Homeland Security Department officials hailed the Continuous Diagnostics and Mitigation (CDM) program in August 2013 when it and the General Services Administration awarded the $6 billion contract as a network security program that would provide a “standard measure of protection across government within three years.”
Here we are nearly four years later and CDM is a lot harder than initially thought and most agencies remain in Phase 1 of the program. The challenges can be traced to a host of reasons, from poor agency planning because they didn’t know all the devices and end-points on their networks, to a contract vehicle that wasn’t flexible enough, to bid protests that have delayed nearly every award.
But before anyone calls CDM a failure or even a lost opportunity, GSA and DHS deserve a ton of credit for doing something few agencies publicly do — recognize the deficiencies of their program and developing a plan to fix them going forward.
Jim Piche, the homeland sector director at GSA’s FEDSIM, said March 23 GSA and DHS are developing a new contracting approach to CDM that will try to address many of the shortfalls of the original blanket purchase agreement (BPA).
Piche said the first thing GSA and DHS will do is create a CDM special item number (SIN) under the Schedule 70 contract for IT.
“The objective of the CDM SIN is to capture that product catalog. With the BPA sunsetting, there has been a lot of investment by both GSA in terms of analyzing the pricing and by DHS in terms of analyzing the technology and qualifying the tools,” Piche said at the 1105 Government Information Group CDM event in Washington. “When the BPA sunsets, we don’t want that catalog of tools to go away.
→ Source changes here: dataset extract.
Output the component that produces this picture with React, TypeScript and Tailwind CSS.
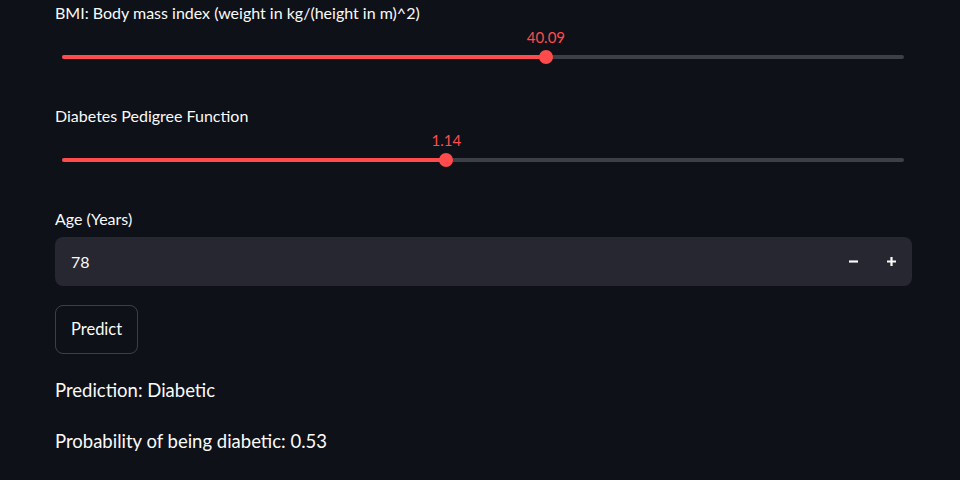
import React from "react";

const font = { fontFamily: '"Lato", "Noto Sans", sans-serif' };

type SliderProps = { label: string; value: string; pct: number };

function Slider({ label, value, pct }: SliderProps) {
  return (
    <div className="flex flex-col">
      <div className="text-[16px] leading-[21px] text-[#fafafa]">{label}</div>
      <div className="relative h-[48px] mx-[7px]">
        {/* value bubble sits over the track */}
        <div
          className="absolute top-[4px] -translate-x-1/2 text-[15px] leading-[20px] text-[#ff4b4b]"
          style={{ left: `${pct}%` }}
        >
          {value}
        </div>
        <div className="absolute left-0 right-[1px] top-[32px] h-[4px] rounded-full bg-[#3d4047]">
          <div className="h-full rounded-full bg-[#ff4b4b]" style={{ width: `${pct}%` }} />
        </div>
        <div
          className="absolute top-[27px] h-[14px] w-[14px] -translate-x-1/2 rounded-full bg-[#ff4b4b]"
          style={{ left: `${pct}%` }}
        />
      </div>
    </div>
  );
}

export default function App() {
  return (
    <div className="min-h-[480px] w-full bg-[#0e1117] text-[#fafafa]" style={font}>
      <div className="flex flex-col pl-[55px] pr-[48px] pt-[2px]">
        <Slider label="BMI: Body mass index (weight in kg/(height in m)^2)" value="40.09" pct={57.4} />
        <div className="mt-[34px]">
          <Slider label="Diabetes Pedigree Function" value="1.14" pct={45.6} />
        </div>

        <div className="mt-[34px] text-[16px] leading-[21px]">Age (Years)</div>
        <div className="mt-[8px] flex h-[49px] items-center rounded-lg bg-[#262730] pl-[16px] pr-[6px]">
          <span className="flex-1 text-[16px]">78</span>
          <button className="flex h-[30px] w-[30px] items-center justify-center">
            <svg width="11" height="11" viewBox="0 0 11 11">
              <path d="M1 5.5h9" stroke="#fafafa" strokeWidth="2.2" />
            </svg>
          </button>
          <button className="ml-[8px] flex h-[30px] w-[30px] items-center justify-center">
            <svg width="11" height="11" viewBox="0 0 11 11">
              <path d="M1 5.5h9M5.5 1v9" stroke="#fafafa" strokeWidth="2.2" />
            </svg>
          </button>
        </div>

        <div className="mt-[19px]">
          <button className="h-[49px] rounded-lg border border-[rgba(250,250,250,0.2)] px-[15px] text-[16.5px] text-[#fafafa]">
            Predict
          </button>
        </div>

        <div className="mt-[24px] text-[18.5px] leading-[24px]">Prediction: Diabetic</div>
        <div className="mt-[27px] text-[18.5px] leading-[24px]">Probability of being diabetic: 0.53</div>
      </div>
    </div>
  );
}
We are going to migrate the entire BPA catalog to the SIN so the catalog is now available in perpetuity.”
GSA released a request for information on March 22 related to the CDM SIN. In the RFI, GSA is asking for feedback across eight broad categories, including the proposed SIN description, proposed evaluation and qualification process and whether products and services should be included in the five subcategories.
GSA says the goals of the CDM SIN are to:
Establish a governmentwide contracting solution to continue to provide a consistent set of continuous diagnostics and mitigation tools;
Enhance the ability of offerors to bring new and innovative solutions to the CDM program;
Improve government access to the best available technology and improve the flexibility of the CDM program;
Streamline CDM requirements from 15 Tool Functional Areas (TFAs) to five subcategories; and
Establish and maintain a list of approved CDM products and to provide a mechanism to qualify new products against the CDM requirements and add products to an Approved Product List (APL).
Responses to the RFI are due April 5.
“All the resellers and suppliers that have a Schedule 70 that also have BPA products will be asked to do a modification to their Schedule 70 contract,” Piche said. “You will not have to through re-proposal process or have to ask to have these tools added and go through another technical evaluation process because DHS already has done that. You will have to modify your Schedule 70 contract in order to add the SIN number for the products approved under the BPA.”
The second piece to this puzzle is moving the implementation of phases 3 and 4 as well as the operations and maintenance of phases 1 and 2 under task orders awarded to systems integrators through a large governmentwide acquisition contract.
Piche said GSA still is developing the acquisition strategy, so he couldn’t comment on which GWAC they would ultimately use. But it’s easy to guess at Alliant 2 or OASIS as leading contenders.
“We want to break the cycle of continuous acquisitions. Since the beginning of the BPA, whether it was the BPA, all the task orders we’ve awarded, all the delivery orders we’ve ordered and all the modifications to the BPA, there’s over 140 contract actions that we’ve taken since the start of the BPA. We want to break that cycle a little bit and get into more of actually doing work,” he said. “The other thing we are trying to break the cycle of is entrance on duty. When integrators are coming to do work at the agencies or DHS, the process of getting them on board has been very arduous. So we are going to try to break that cycle through a new acquisition strategy.”
Piche said DHS and GSA plan to keep the agencies in their existing groups developed under Phase 1 of the program.
“We will have a long-term sustainable solution for all CDM needs for the foreseeable future,” he said. “We will not engage in 147 contract modifications or every time a license maintenance has to be done and we have to renegotiate the deal. We want to get to a long-term relationship between CDM integrators and agencies they are supporting.”
In many ways that long-term relationship was the missing piece to CDM. When DHS and GSA set up the BPA, many thought the one-off contracts would work, but the complexity of agency networks and the implementation of the CDM tools proved too much.
Kevin Cox, the CDM program manager at DHS, said he is setting up a CDM customer advisory board to continuously address current and emerging challenges.
“We need people who are managing the programs to help us identify challenges, not just from a technology standpoint, because many times the technology side is the easy part. It’s the process reengineering, the training and the governance that is difficult,” Cox said at the event. “We are breaking down silos and barriers that have been in place for decades. That is what we are working toward and that will help make the program even richer and achieve the results we want of creating a better cyber posture for agencies.”